According to its Q3 FY22 earnings release of November 2, Booking Holdings' revenue surged 29 per cent YoY to US$ 6.1 billion, and its net income jumped 117 per cent YoY to US$ 1.7 billion.

Five major earnings from last weekSource: ©Kalkine Media®; © Canva Creative Studio via Canva.com

Starbucks Corporation (NASDAQ:SBUX)

Starbucks is a Seattle-based coffeehouse chain operator with a market cap of US$ 106.27 billion. The coffeehouses and roastery reserves firm's stock dropped by about 27 per cent YTD and 24 per cent YoY.

As per its final quarter earnings release of Thursday, November 3, the Nasdaq-listed company's revenue rose three per cent YoY or 11 per cent YoY on a 13-week basis, to US$ 8.4 billion in Q4 FY22, and its GAAP EPS was US$ 0.76 per share, compared to US$ 1.49 apiece in Q4 FY21.

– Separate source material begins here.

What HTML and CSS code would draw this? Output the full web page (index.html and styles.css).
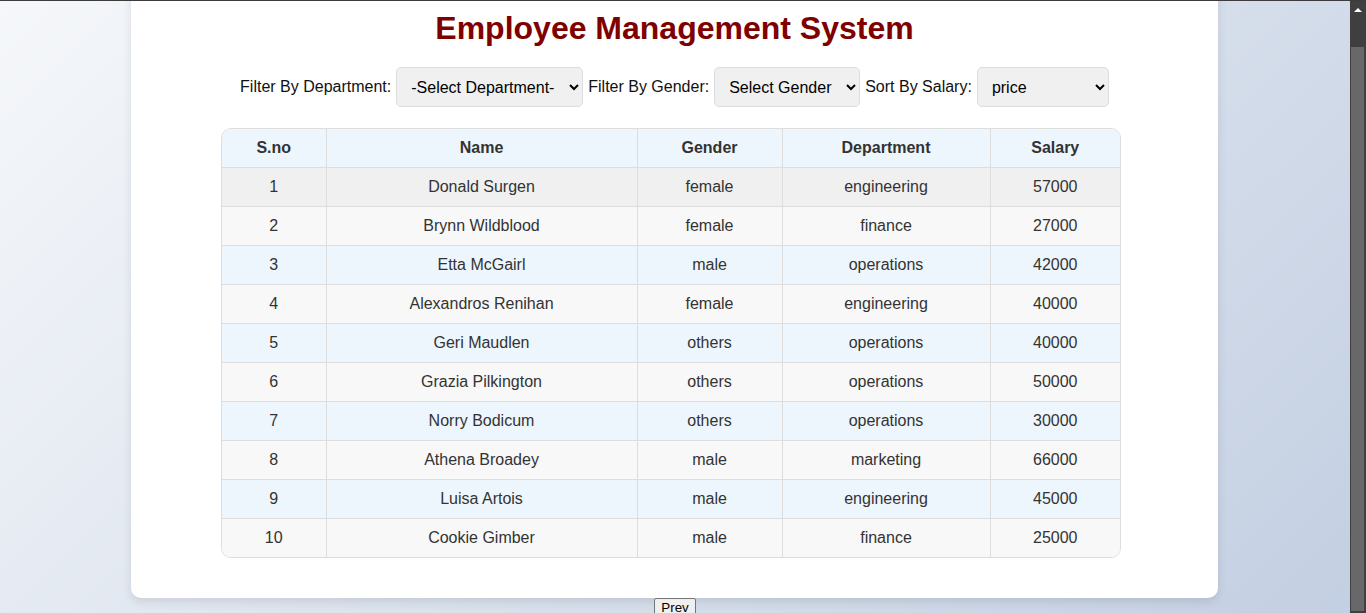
FILE: index.html
```html
<!DOCTYPE html>
<html lang="en">
<head>
<meta charset="utf-8">
<title>Employee Management System</title>
<link rel="stylesheet" href="styles.css">
</head>
<body>
<div class="frame-top"></div>
<div class="frame">
  <main class="viewport">
    <section class="card">
      <h1 class="title">Employee Management System</h1>
      <div class="filters">
        <label class="filter-label" for="dept">Filter By Department:</label>
        <select id="dept" class="filter-select dept">
          <option>-Select Department-</option>
          <option>engineering</option>
          <option>finance</option>
          <option>marketing</option>
          <option>operations</option>
        </select>
        <label class="filter-label" for="gender">Filter By Gender:</label>
        <select id="gender" class="filter-select gender">
          <option>Select Gender</option>
          <option>male</option>
          <option>female</option>
          <option>others</option>
        </select>
        <label class="filter-label" for="sort">Sort By Salary:</label>
        <select id="sort" class="filter-select sort">
          <option>price</option>
          <option>asc</option>
          <option>desc</option>
        </select>
      </div>
      <div class="table-wrap">
        <table class="emp-table">
          <colgroup>
            <col class="c-sno"><col class="c-name"><col class="c-gender"><col class="c-dept"><col class="c-salary">
          </colgroup>
          <thead>
            <tr><th>S.no</th><th>Name</th><th>Gender</th><th>Department</th><th>Salary</th></tr>
          </thead>
          <tbody>
            <tr class="hovered"><td>1</td><td>Donald Surgen</td><td>female</td><td>engineering</td><td>57000</td></tr>
            <tr><td>2</td><td>Brynn Wildblood</td><td>female</td><td>finance</td><td>27000</td></tr>
            <tr><td>3</td><td>Etta McGairl</td><td>male</td><td>operations</td><td>42000</td></tr>
            <tr><td>4</td><td>Alexandros Renihan</td><td>female</td><td>engineering</td><td>40000</td></tr>
            <tr><td>5</td><td>Geri Maudlen</td><td>others</td><td>operations</td><td>40000</td></tr>
            <tr><td>6</td><td>Grazia Pilkington</td><td>others</td><td>operations</td><td>50000</td></tr>
            <tr><td>7</td><td>Norry Bodicum</td><td>others</td><td>operations</td><td>30000</td></tr>
            <tr><td>8</td><td>Athena Broadey</td><td>male</td><td>marketing</td><td>66000</td></tr>
            <tr><td>9</td><td>Luisa Artois</td><td>male</td><td>engineering</td><td>45000</td></tr>
            <tr><td>10</td><td>Cookie Gimber</td><td>male</td><td>finance</td><td>25000</td></tr>
          </tbody>
        </table>
      </div>
    </section>
    <div class="pager">
      <button class="pager-btn">Prev</button>
    </div>
  </main>
  <div class="scrollbar">
    <div class="scroll-arrow"></div>
    <div class="scroll-thumb"></div>
  </div>
</div>
</body>
</html>
```
FILE: styles.css
```css
html, body {
  margin: 0;
  padding: 0;
  height: 100%;
  overflow: hidden;
}
body {
  font-family: "Liberation Sans", Arial, sans-serif;
  display: flex;
  flex-direction: column;
  color: #000;
}
.frame-top {
  height: 1px;
  background: #3c3c3c;
  flex: none;
}
.frame {
  flex: 1;
  display: flex;
  min-height: 0;
}
.viewport {
  flex: 1;
  overflow: hidden;
  background: linear-gradient(135deg, #f5f7fa 0%, #c3cfe2 100%);
}
.card {
  width: 1047px;
  margin: -34px 0 0 131px;
  padding: 20px;
  background: #fff;
  border-radius: 10px;
  box-shadow: 0 4px 10px rgba(0, 0, 0, 0.1);
  text-align: center;
}
.title {
  font-size: 32px;
  font-weight: bold;
  color: #800000;
  margin: 23px 0 19.88px;
}
.filters {
  display: flex;
  justify-content: center;
  align-items: center;
  gap: 5px;
  margin-bottom: 21px;
  font-size: 16px;
}
.filter-label {
  color: #111;
}
.filter-select {
  font-family: "Liberation Sans", Arial, sans-serif;
  font-size: 16px;
  height: 40px;
  padding: 1px 10px 0;
  background-color: #f0f0f0;
  border: 1px solid #ddd;
  border-radius: 5px;
  color: #000;
}
.dept { width: 187px; }
.gender { width: 146px; }
.sort { width: 132px; }
.table-wrap {
  width: 900px;
  margin: 0 0 20px 70px;
  border-radius: 10px;
  overflow: hidden;
  border: 1px solid #ddd;
  box-sizing: border-box;
}
.emp-table {
  width: 100%;
  border-collapse: collapse;
  table-layout: fixed;
  font-size: 16px;
  color: #333;
}
.c-sno { width: 104px; }
.c-name { width: 311px; }
.c-gender { width: 145px; }
.c-dept { width: 208px; }
.c-salary { width: auto; }
.emp-table th,
.emp-table td {
  padding: 10px;
  border: 1px solid #ddd;
  text-align: center;
  line-height: 18px;
}
.emp-table tr > :first-child { border-left: none; }
.emp-table tr > :last-child { border-right: none; }
.emp-table thead tr > * { border-top: none; }
.emp-table tbody tr:last-child > * { border-bottom: none; }
.emp-table th {
  background: #eef6fd;
  font-weight: bold;
  color: #333;
}
.emp-table tbody tr:nth-child(odd) { background: #eef6fd; }
.emp-table tbody tr:nth-child(even) { background: #f8f8f8; }
.emp-table tbody tr.hovered { background: #f0f0f0; }
.pager {
  text-align: center;
}
.pager-btn {
  font-family: "Liberation Sans", Arial, sans-serif;
  font-size: 13.33px;
  padding: 1px 6px;
  background: #efefef;
  border: 1px solid #767676;
  border-radius: 2px;
  color: #000;
}
.scrollbar {
  width: 16px;
  flex: none;
  background: #3f3f3f;
  display: flex;
  flex-direction: column;
  align-items: center;
}
.scroll-arrow {
  margin-top: 7px;
  width: 0;
  height: 0;
  border-left: 4px solid transparent;
  border-right: 4px solid transparent;
  border-bottom: 4px solid #fff;
}
.scroll-thumb {
  margin-top: 35px;
  width: 13px;
  flex: 1;
  margin-bottom: 2px;
  background: #686868;
  align-self: flex-end;
  margin-right: 2px;
}
```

PayPal Holdings, Inc. (NASDAQ:PYPL)

The leading fintech firm, PayPal Holdings' stock was down over 59 per cent YTD and about 66 per cent YoY. In the fourth quarter through November 4, it lost about 11 per cent.

The firm's revenue, which provides online payments solutions, rose 11 per cent YoY to US$ 6.84 billion, and its diluted EPS was up 26 per cent YoY to US$ 1.15 apiece in Q3 FY22.

Bottom line:

Both the economy and inflation showed resilience so far against the soaring policy rates. Despite Federal Reserve's effort to tame inflation by raising the borrowing costs, the inflation remained elevated. The economy also advanced at a 2.6 per cent rate in Q3, after two straight quarters of shrinking.

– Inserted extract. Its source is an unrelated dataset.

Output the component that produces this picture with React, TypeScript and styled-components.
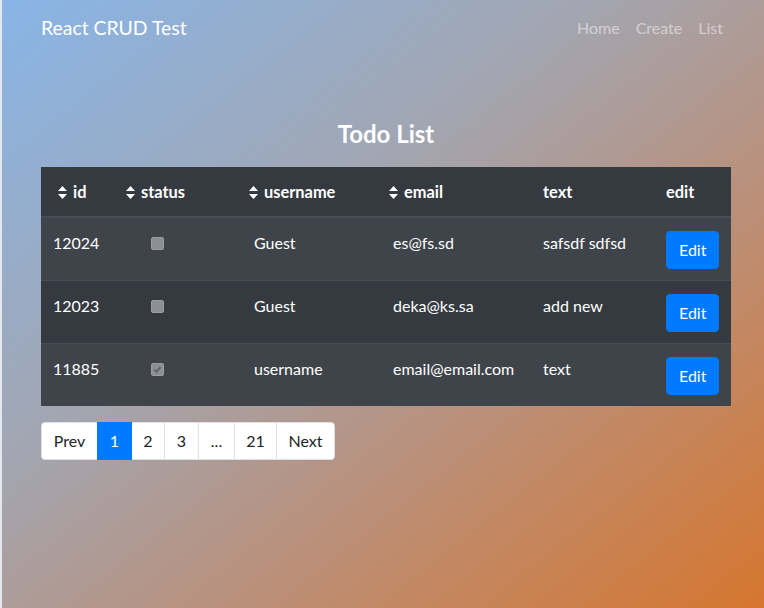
import React from "react";
import styled, { createGlobalStyle } from "styled-components";

const GlobalStyle = createGlobalStyle`
  html, body {
    margin: 0;
    padding: 0;
    height: 100%;
  }
  body {
    font-family: "Segoe UI", Lato, "Noto Sans", "Liberation Sans", sans-serif;
    font-size: 16px;
    line-height: 1.5;
    color: #212529;
  }
  #root {
    min-height: 100%;
  }
`;

const Page = styled.div`
  min-height: 100vh;
  box-sizing: border-box;
  border-left: 2px solid #e4e8ee;
  background: linear-gradient(
    to bottom right,
    #88b5e7 0%,
    #a2a6b2 38%,
    #bb8f78 66%,
    #d6762f 100%
  );
`;

const Container = styled.div`
  width: 690px;
  margin-left: 39px;
`;

const Navbar = styled.nav`
  display: flex;
  align-items: center;
  justify-content: space-between;
  height: 56px;
`;

const Brand = styled.a`
  font-size: 19.4px;
  color: #fff;
  text-decoration: none;
  line-height: 30px;
`;

const NavLinks = styled.ul`
  display: flex;
  list-style: none;
  margin: 0;
  padding: 0;
`;

const NavLink = styled.li`
  padding: 8px;
  color: rgba(255, 255, 255, 0.5);
  font-size: 16px;
`;

const Title = styled.h3`
  margin: 64px 0 18px;
  text-align: center;
  font-size: 24px;
  font-weight: 700;
  line-height: 1.2;
  color: #fff;
`;

const Table = styled.table`
  width: 690px;
  border-collapse: collapse;
  table-layout: fixed;
  background: #343a40;
  color: #fff;
  margin-bottom: 16px;
`;

const Th = styled.th<{ w: number; pad: number }>`
  width: ${({ w }) => w}px;
  box-sizing: border-box;
  text-align: left;
  padding: 13px 4px 12px ${({ pad }) => pad}px;
  font-size: 16.4px;
  font-weight: 700;
  border-bottom: 2px solid #454d55;
  white-space: nowrap;
  vertical-align: middle;
`;

const Tr = styled.tr<{ striped: boolean }>`
  background: ${({ striped }) => (striped ? "rgba(255,255,255,0.05)" : "transparent")};
  border-top: 1px solid #454d55;
`;

const Td = styled.td<{ pad?: number }>`
  padding: 13px 12px 11px ${({ pad }) => pad ?? 12}px;
  vertical-align: top;
  white-space: nowrap;
`;

const SortIcon = styled.svg`
  width: 9px;
  height: 13px;
  margin-right: 6px;
  vertical-align: -1px;
`;

const Check = styled.span`
  display: inline-block;
  width: 13px;
  height: 13px;
  margin-top: 6px;
  border-radius: 2px;
  background: #8c8f94;
  border: 1px solid #9a9da1;
  box-sizing: border-box;
  position: relative;
  vertical-align: top;
`;

const EditButton = styled.button`
  display: block;
  font-family: inherit;
  font-size: 16px;
  line-height: 24px;
  padding: 6px 12px;
  color: #fff;
  background: #007bff;
  border: 1px solid #007bff;
  border-radius: 4px;
  cursor: pointer;
`;

const Pagination = styled.ul`
  display: flex;
  list-style: none;
  margin: 0;
  padding: 0;
`;

const PageItem = styled.li<{ w: number; active?: boolean; first?: boolean; last?: boolean }>`
  box-sizing: border-box;
  width: ${({ w }) => w + 1}px;
  text-align: center;
  padding: 6px 0;
  line-height: 24px;
  font-size: 16px;
  background: ${({ active }) => (active ? "#007bff" : "#fff")};
  color: ${({ active }) => (active ? "#fff" : "#212529")};
  border: 1px solid ${({ active }) => (active ? "#007bff" : "#dee2e6")};
  margin-left: ${({ first }) => (first ? 0 : -1)}px;
  border-radius: ${({ first, last }) =>
    first ? "4px 0 0 4px" : last ? "0 4px 4px 0" : "0"};
  position: relative;
  z-index: ${({ active }) => (active ? 1 : 0)};
`;

const Sort = () => (
  <SortIcon viewBox="0 0 9 13">
    <path d="M4.5 0 L9 5 H0 Z" fill="#fff" />
    <path d="M4.5 13 L9 8 H0 Z" fill="#fff" />
  </SortIcon>
);

const CheckMark = () => (
  <svg
    width="9"
    height="9"
    viewBox="0 0 9 9"
    style={{ position: "absolute", left: 1, top: 1 }}
  >
    <path d="M1.5 4.8 L3.5 6.8 L7.5 2.2" stroke="#5c6066" strokeWidth="1.8" fill="none" />
  </svg>
);

const columns = [
  { label: "id", w: 73, pad: 17, sort: true },
  { label: "status", w: 128, pad: 12, sort: true },
  { label: "username", w: 139, pad: 7, sort: true },
  { label: "email", w: 150, pad: 8, sort: true },
  { label: "text", w: 123, pad: 12, sort: false },
  { label: "edit", w: 77, pad: 12, sort: false },
];

const todos = [
  { id: 12024, done: false, username: "Guest", email: "es@fs.sd", text: "safsdf sdfsd" },
  { id: 12023, done: false, username: "Guest", email: "deka@ks.sa", text: "add new" },
  { id: 11885, done: true, username: "username", email: "email@email.com", text: "text" },
];

const pages = [
  { label: "Prev", w: 56 },
  { label: "1", w: 34 },
  { label: "2", w: 33 },
  { label: "3", w: 34 },
  { label: "...", w: 36 },
  { label: "21", w: 42 },
  { label: "Next", w: 58 },
];

export default function App() {
  return (
    <>
      <GlobalStyle />
      <Page>
        <Container>
          <Navbar>
            <Brand>React CRUD Test</Brand>
            <NavLinks>
              <NavLink>Home</NavLink>
              <NavLink>Create</NavLink>
              <NavLink>List</NavLink>
            </NavLinks>
          </Navbar>
          <Title>Todo List</Title>
          <Table>
            <thead>
              <tr>
                {columns.map((c) => (
                  <Th key={c.label} w={c.w} pad={c.pad}>
                    {c.sort && <Sort />}
                    {c.label}
                  </Th>
                ))}
              </tr>
            </thead>
            <tbody>
              {todos.map((t, i) => (
                <Tr key={t.id} striped={i % 2 === 0}>
                  <Td>{t.id}</Td>
                  <Td pad={37}>
                    <Check>{t.done && <CheckMark />}</Check>
                  </Td>
                  <Td>{t.username}</Td>
                  <Td>{t.email}</Td>
                  <Td>{t.text}</Td>
                  <Td>
                    <EditButton>Edit</EditButton>
                  </Td>
                </Tr>
              ))}
            </tbody>
          </Table>
          <Pagination>
            {pages.map((p, i) => (
              <PageItem
                key={p.label}
                w={p.w}
                active={p.label === "1"}
                first={i === 0}
                last={i === pages.length - 1}
              >
                {p.label}
              </PageItem>
            ))}
          </Pagination>
        </Container>
      </Page>
    </>
  );
}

Apart from the major earnings, this week would also be crucial for the traders with several economic data scheduled to come out. The CPI data would be released on Thursday, November 10, which might set the stage for Fed's future stance on borrowing costs.

The midterm election is also scheduled this week, an important event that might also impact the equity markets significantly. So, investors should consider all the risks, and other factors, before putting their bets amid the uncertain picture in the broader market.